Website redesigns are often fraught with danger. Change is scary, and, as TechCrunch put it in its copy and paste hatemail template, it’s like waking up in the morning and finding someone has rearranged the features of your wife’s face. Marissa Mayer, Yahoo!’s new chief executive, oversaw some significant changes to the homepage in the US after she arrived from Google. And while there are some similarities between the two, Yahoo! New Zealand’s general manager Laura Maxwell-Hansen says this is a separate project done by Yahoo! New Zealand and Yahoo!7 in Australia to “give us what we need in this market”. 

The homepage is the real gateway to the rest of the network’s content, she says, and with an average audience of 840,000 every week, which is still the biggest homepage in the country, it’s obviously a valuable advertising space. 

She says a whole lot of usability testing, current usage research, global insights, audience evaluation and focus groups was conducted. And the end result, which was all created by in-house designer and engineers, is a simpler homepage with less clutter. This means it is now much longer and requires more scrolling. But whereas a few years ago she says consumers weren’t into clicking, that’s not as much of an issue any more. There’s also no more left hand navigation bar for its raft of content, there’s hover technology to see new emails that have come in (checking email through Yahoo! or Telecom mail is also easier) and the “’70s blue has also gone”. 

There’s also a lot more video, which, given the huge increase in online video viewing around the world, is fairly self-explanatory. And weather maintains its place at the top of the page. The horoscopes also get a position fairly high up the chain, and, while this could be seen by some as a sad indictment on humanity, Maxwell-Hansen says they are remarkably popular (we prefer The Onion’s spiritual guidance). 
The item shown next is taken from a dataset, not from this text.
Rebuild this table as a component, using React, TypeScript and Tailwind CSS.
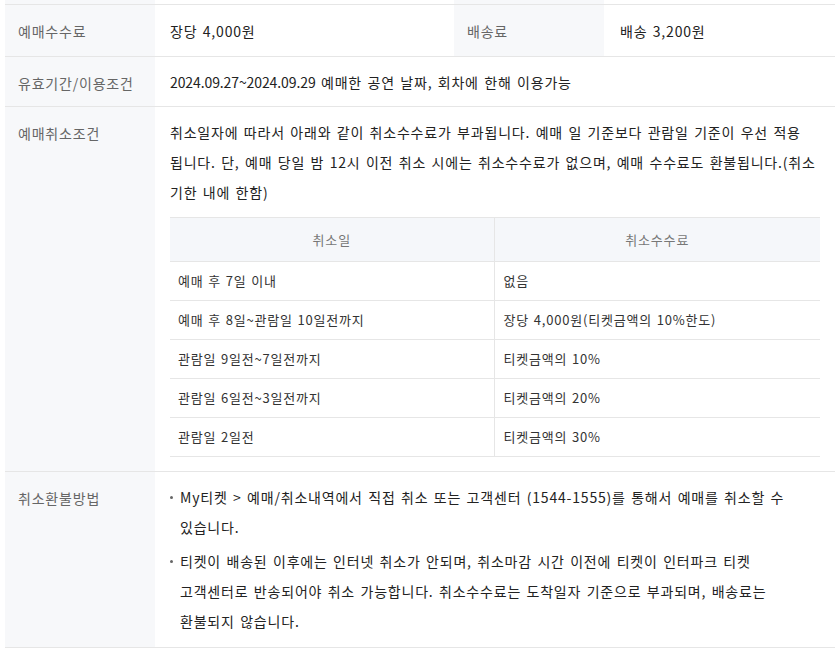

As for advertising, she says the site has long offered rich media opportunities, but they’ve been enhanced, with options to expand ads horizontally and vertically. There’s also new ad service technology that allows brands to “tell a story by serving a whole string of ads” that go right through the purchase funnel. 

In the past she says it has experimented with a website that was able to be tailored to user’s needs, but she says it became clear consumers didn’t want that on their desktop. They wanted to know where everything was. However, a new HTML5 mobile/tablet site that’s launching next week allows users to customise the content, something she believes is wanted in this situation due to smaller screens.

The mobile site will also be device responsive, which she believes will help the uptake of mobile ads as it means ads will adapt and agencies won’t need to provide different creative for different devices.

Also, tapping into the increasing demand for integrated content, she says the homepage gives brands a way of sponsoring content modules that then links through to their own content, something that’s been challenging to leverage on the homepage in the past. Users indicated a strong preference for advertising that contextually relates to what they are viewing. The ‘brought to you by’ logos will allow advertisers to align themselves with the premium content across Yahoo!’s key properties such News, Sport, and Lifestyle.